Het Openbaar Ministerie verdenkt transportbedrijf Rynart uit Zevenbergen van fraude. Rynart ging in 2007 failliet na grote investeringen in Hongarije. De Rabobank, die bijna negentig miljoen euro van Rynart eist, huurde daarna een prive-detective in. Diens verslag heeft er mede toe geleid dat de curator en andere betrokkenen aangifte hebben gedaan bij het Openbaar Ministerie. Het OM heeft inmiddels vervolging ingesteld.
Curator Bart Prinsen wil niet veel over de zaak kwijt zolang de Rabobank geen openheid van zaken geeft. ‘Er zijn grote belangen mee gemoeid. Andere mensen lezen ook wat u schrijft’, zegt hij. De kans bestaat volgens hem dat er bewijsmateriaal wordt verdonkeremaand. Voordat hij meer informatie geeft, wil hij eerst via mail weten of de man die hij aan de telefoon heeft ook diegene is voor wie deze zich voordoet. ‘Ik wil u graag helpen, maar vanwege de uitzonderlijke situatie kan dat niet. Het gaat om enorme bedragen.’

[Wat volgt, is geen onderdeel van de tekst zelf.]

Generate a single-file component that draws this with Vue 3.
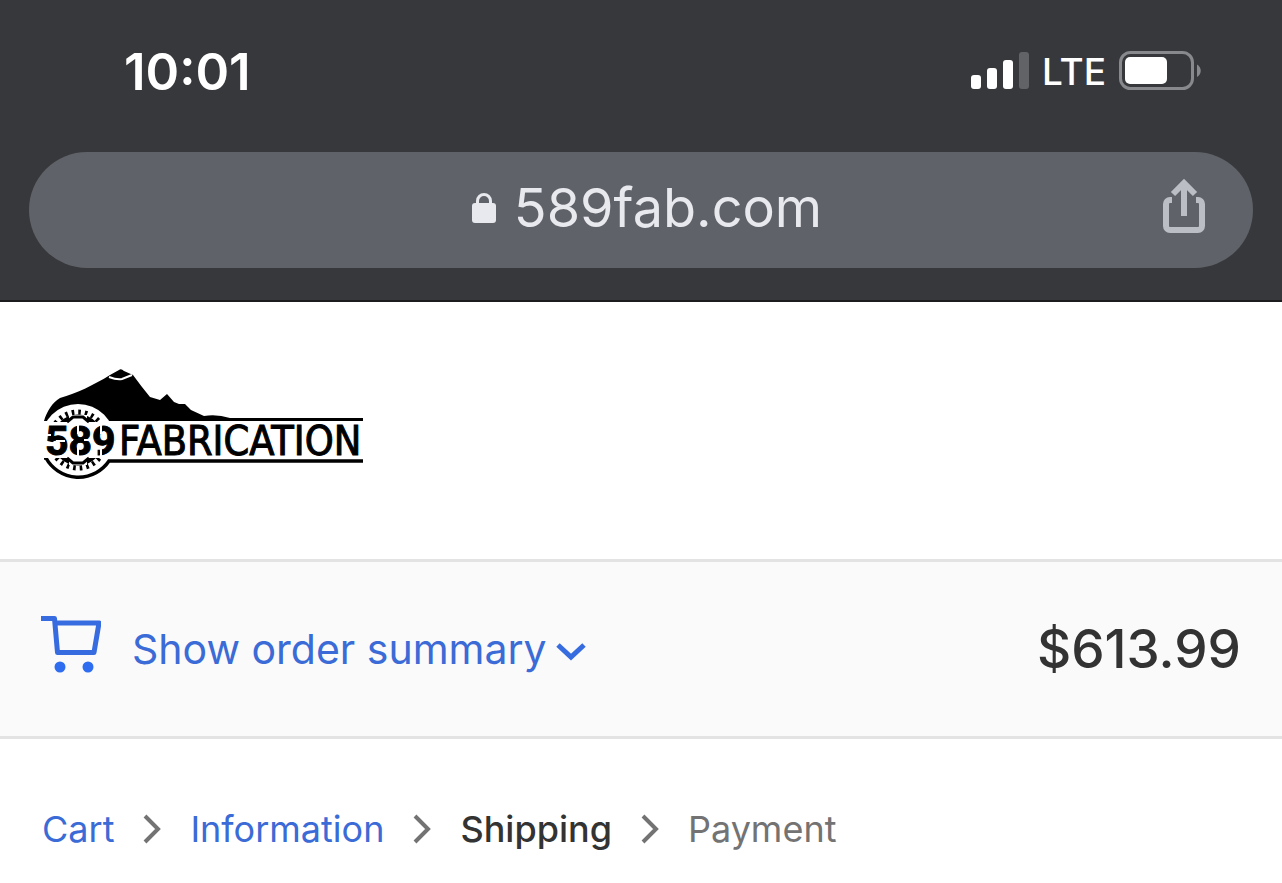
<template>
  <div class="page">
    <header class="browser">
      <div class="status-bar">
        <time class="clock">10:01</time>
        <div class="status-icons">
          <svg class="signal" viewBox="0 0 58 38" aria-label="Signal">
            <rect x="0" y="23" width="10" height="14" rx="3" />
            <rect x="16" y="16" width="10" height="21" rx="3" />
            <rect x="32" y="8" width="10" height="29" rx="3" />
            <rect x="48" y="0" width="10" height="37" rx="3" class="signal-off" />
          </svg>
          <span class="network">LTE</span>
          <svg class="battery" viewBox="0 0 82 40" aria-label="Battery">
            <rect x="1.5" y="1.5" width="72" height="36" rx="10" class="battery-shell" />
            <rect x="6" y="6" width="42" height="27" rx="5" class="battery-level" />
            <path d="M78 13.500c5 2.500 5 10 0 12.500z" class="battery-tip" />
          </svg>
        </div>
      </div>

      <div class="address-bar">
        <div class="address">
          <svg class="lock" viewBox="0 0 24 31" aria-hidden="true">
            <path d="M5.500 12V8a6.500 6.500 0 0 1 13 0v4" fill="none" stroke="#e8e9ee" stroke-width="3" />
            <rect x="0" y="10" width="24" height="20" rx="3" fill="#e8e9ee" />
          </svg>
          <span>589fab.com</span>
        </div>
        <button type="button" class="share" aria-label="Share">
          <svg viewBox="0 0 44 58" aria-hidden="true">
            <path d="M10 21H8a4 4 0 0 0-4 4v22a4 4 0 0 0 4 4h28a4 4 0 0 0 4-4V25a4 4 0 0 0-4-4h-2M22 37V4M11 15 22 4l11 11" />
          </svg>
        </button>
      </div>
    </header>

    <div class="banner">
      <a href="#" class="logo" aria-label="589 Fabrication">
        <svg viewBox="42 368 323 112">
          <path d="M44 421C47 411 52 403 60 398C77 393 94 385 110 375L119 370Q121 368 124 371L133 375L142 387L150 397L160 400L167 394L174 402L179 404L185 404L191 410L204 416Q217 414 230 418H363V421z" />
          <path d="M109 377q8 3 13 2l10-4" class="snow" />
          <circle cx="78" cy="441" r="37" class="cut" />
          <path d="M44 458H46A37 37 0 0 0 109 461H363" class="ring" />
          <circle cx="78" cy="440" r="28" class="teeth" />
          <circle cx="78" cy="440" r="23" class="gear" />
          <rect x="42" y="422" width="74" height="36" class="cut" />
          <path d="M69 415h18v7h-18zM69 458h18v7h-18z" class="cut" />
          <path d="M67 422l6-5h10l6 5M67 458l6 5h10l6-5" class="spoke" />
          <text x="45" y="455" class="number">589</text>
          <path d="M44 435h7M56 441h9M78 422v12M78 446v12M68 440h5M84 440h5M101 422v12M101 446v12" class="stencil" />
          <text x="119" y="455" class="name">FABRICATION</text>
        </svg>
      </a>
    </div>

    <section class="summary">
      <button type="button" class="summary-toggle">
        <svg class="cart" viewBox="0 0 60 66" aria-hidden="true">
          <path d="M0 2.500h13.500l3 34h36.500l5-29.500H14" />
          <circle cx="19" cy="51" r="5.500" />
          <circle cx="47" cy="51" r="5.500" />
        </svg>
        <span>Show order summary</span>
        <svg class="arrow-down" viewBox="0 0 30 24" aria-hidden="true">
          <path d="M2 8l13 12L28 8" />
        </svg>
      </button>
      <strong class="total">$613.99</strong>
    </section>

    <nav class="breadcrumb" aria-label="Breadcrumb">
      <template v-for="(step, index) in steps" :key="step.name">
        <svg v-if="index > 0" class="separator" viewBox="0 0 18 30" aria-hidden="true">
          <path d="M2 2l13 13L2 28" />
        </svg>
        <a v-if="step.state === 'done'" href="#">{{ step.name }}</a>
        <span v-else :class="step.state">{{ step.name }}</span>
      </template>
    </nav>
  </div>
</template>

<script setup>
const steps = [
  { name: 'Cart', state: 'done' },
  { name: 'Information', state: 'done' },
  { name: 'Shipping', state: 'current' },
  { name: 'Payment', state: 'upcoming' }
];
</script>

<style>
body {
  margin: 0;
  background: #ffffff;
}
</style>

<style scoped>
.page {
  font-family: Inter, 'Liberation Sans', sans-serif;
  color: #333333;
}

.page svg {
  display: block;
  flex: none;
}

button {
  padding: 0;
  border: none;
  background: none;
  font: inherit;
  cursor: pointer;
}

.browser {
  padding: 0 29px 32px;
  background: #37383b;
  border-bottom: 2px solid #1c1c1e;
}

.status-bar {
  display: flex;
  align-items: center;
  justify-content: space-between;
  height: 142px;
  padding: 0 52px 0 95px;
  box-sizing: border-box;
  margin-bottom: 10px;
  color: #ffffff;
}

.clock {
  font-size: 51px;
  font-weight: 600;
}

.status-icons {
  display: flex;
  align-items: center;
  gap: 13px;
}

.signal {
  width: 58px;
  height: 38px;
  fill: #ffffff;
}

.signal-off {
  fill: #626366;
}

.network {
  font-size: 37px;
  font-weight: 500;
}

.battery {
  width: 82px;
  height: 40px;
}

.battery-shell {
  fill: none;
  stroke: #88898c;
  stroke-width: 3;
}

.battery-level {
  fill: #ffffff;
}

.battery-tip {
  fill: #88898c;
}

.address-bar {
  display: grid;
  grid-template-columns: 1fr auto 1fr;
  align-items: center;
  height: 116px;
  padding: 0 47px 4px 59px;
  box-sizing: border-box;
  border-radius: 58px;
  background: #606269;
}

.address {
  grid-column: 2;
  display: flex;
  align-items: center;
  gap: 18px;
  font-size: 54px;
  line-height: 68px;
  color: #e8e9ee;
}

.lock {
  width: 24px;
  height: 31px;
}

.share {
  justify-self: end;
}

.share svg {
  width: 44px;
  height: 58px;
  fill: none;
  stroke: #bcbec6;
  stroke-width: 6;
}

.banner {
  padding: 66px 42px 79px;
  border-bottom: 3px solid #e3e3e3;
}

.logo {
  display: block;
  width: 323px;
}

.logo svg {
  width: 323px;
  height: 112px;
}

.snow {
  fill: none;
  stroke: #ffffff;
  stroke-width: 2;
}

.cut {
  fill: #ffffff;
}

.ring {
  fill: none;
  stroke: #000000;
  stroke-width: 3.5;
}

.teeth {
  fill: none;
  stroke: #000000;
  stroke-width: 5;
  stroke-dasharray: 2.6 4;
}

.gear {
  fill: none;
  stroke: #000000;
  stroke-width: 5;
}

.spoke {
  fill: none;
  stroke: #000000;
  stroke-width: 3;
}

.number {
  font-family: Roboto, sans-serif;
  font-size: 41px;
  font-weight: 700;
  stroke: #000000;
  stroke-width: 1;
}

.stencil {
  fill: none;
  stroke: #ffffff;
  stroke-width: 2;
}

.name {
  font-family: 'DejaVu Sans Condensed', 'DejaVu Sans', sans-serif;
  font-size: 41px;
  font-weight: 400;
  stroke: #000000;
  stroke-width: 1;
}

.summary {
  display: flex;
  align-items: center;
  justify-content: space-between;
  height: 174px;
  padding: 0 41px;
  background: #fafafa;
  border-bottom: 3px solid #e3e3e3;
}

.summary-toggle {
  display: flex;
  align-items: center;
  font-size: 41px;
  line-height: 52px;
  color: #3a6bd6;
}

.cart {
  width: 60px;
  height: 66px;
  margin-right: 31px;
  fill: #2f6df0;
}

.cart path {
  fill: none;
  stroke: #376be0;
  stroke-width: 5;
  stroke-linejoin: round;
}

.arrow-down {
  width: 30px;
  height: 24px;
  margin-left: 9px;
  fill: none;
  stroke: #376be0;
  stroke-width: 5;
}

.total {
  font-size: 53px;
  font-weight: 500;
}

.breadcrumb {
  display: flex;
  align-items: center;
  gap: 29px;
  padding: 68px 42px 32px;
  font-size: 36px;
  line-height: 44px;
}

.breadcrumb a {
  color: #3a6bd6;
  text-decoration: none;
}

.separator {
  width: 18px;
  height: 30px;
  fill: none;
  stroke: #737373;
  stroke-width: 4;
}

.current {
  font-weight: 500;
}

.upcoming {
  color: #737373;
}
</style>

Het strafrechtelijk onderzoek heeft vier rechtspersonen in het vizier en acht natuurlijke personen, onder wie voormalig directeur Franck Rynart. Zij worden verdacht van valsheid in geschrifte en balansfraude. In de jaren vóór het faillissement zou de omzet van Rynart op papier zijn opgekrikt om extra geld te kunnen lenen. Volgens geanonimiseerde documenten van het Openbaar Ministerie, waaruit duidelijk blijkt dat het om Rynart gaat, zijn valse verkoopfacturen, debiteurenadministratie en consolidatiestaten opgemaakt. De zaak kwam aan het rollen toen stukken uit de boekhouding van Rynart in een vuilcontainer werden gevonden. De Fiod blijkt al in 2008 met het onderzoek begonnen te zijn. De acht natuurlijke personen zijn allemaal verhoord. Het openbaar ministerie schat de totale schade op 125 miljoen euro.
Rynart begon al in 1993 in Hongarije. Behalve voor transport zorgde het bedrijf ook voor opslag, etikettering tot zelfs schappen vullen bij de klanten. Grote multinationals als Nike, Unilever, Danone, Douwe Egberts en het Britse supermarktconcern Tesco maakten daar dankbaar gebruik van. De opening van een nieuwe Hongaarse vestiging in 2003 werd groots gevierd. Zelfs toenmalig minister-president Balkenende kwam even op bezoek. Rynart vierde triomfen, maarvolgens insiders groeide het directeur Franck Rynart allemaal boven het hoofd. Eerst ging het Hongaarse bedrijf failliet, en snel daarna volgde het Nederlandse moederbedrijf. Op de vraag of de oude klanten van Rynart ook tot de schuldeisers behoren, antwoordt Prinsen: ‘Dat zou zomaar kunnen.’
Ex-directeur Franck Rynart zelf is inmiddels weer opnieuw begonnen. Zijn nieuwe bedrijf, dat gevestigd is in Antwerpen, heet Tranyr, een omkering van de naam Rynart. Volgens de website heeft het vestigingen in België, Nederland, Luxemburg, Hongarije, Roemenië en Turkije. Rynart zelf was niet voor commentaar bereikbaar.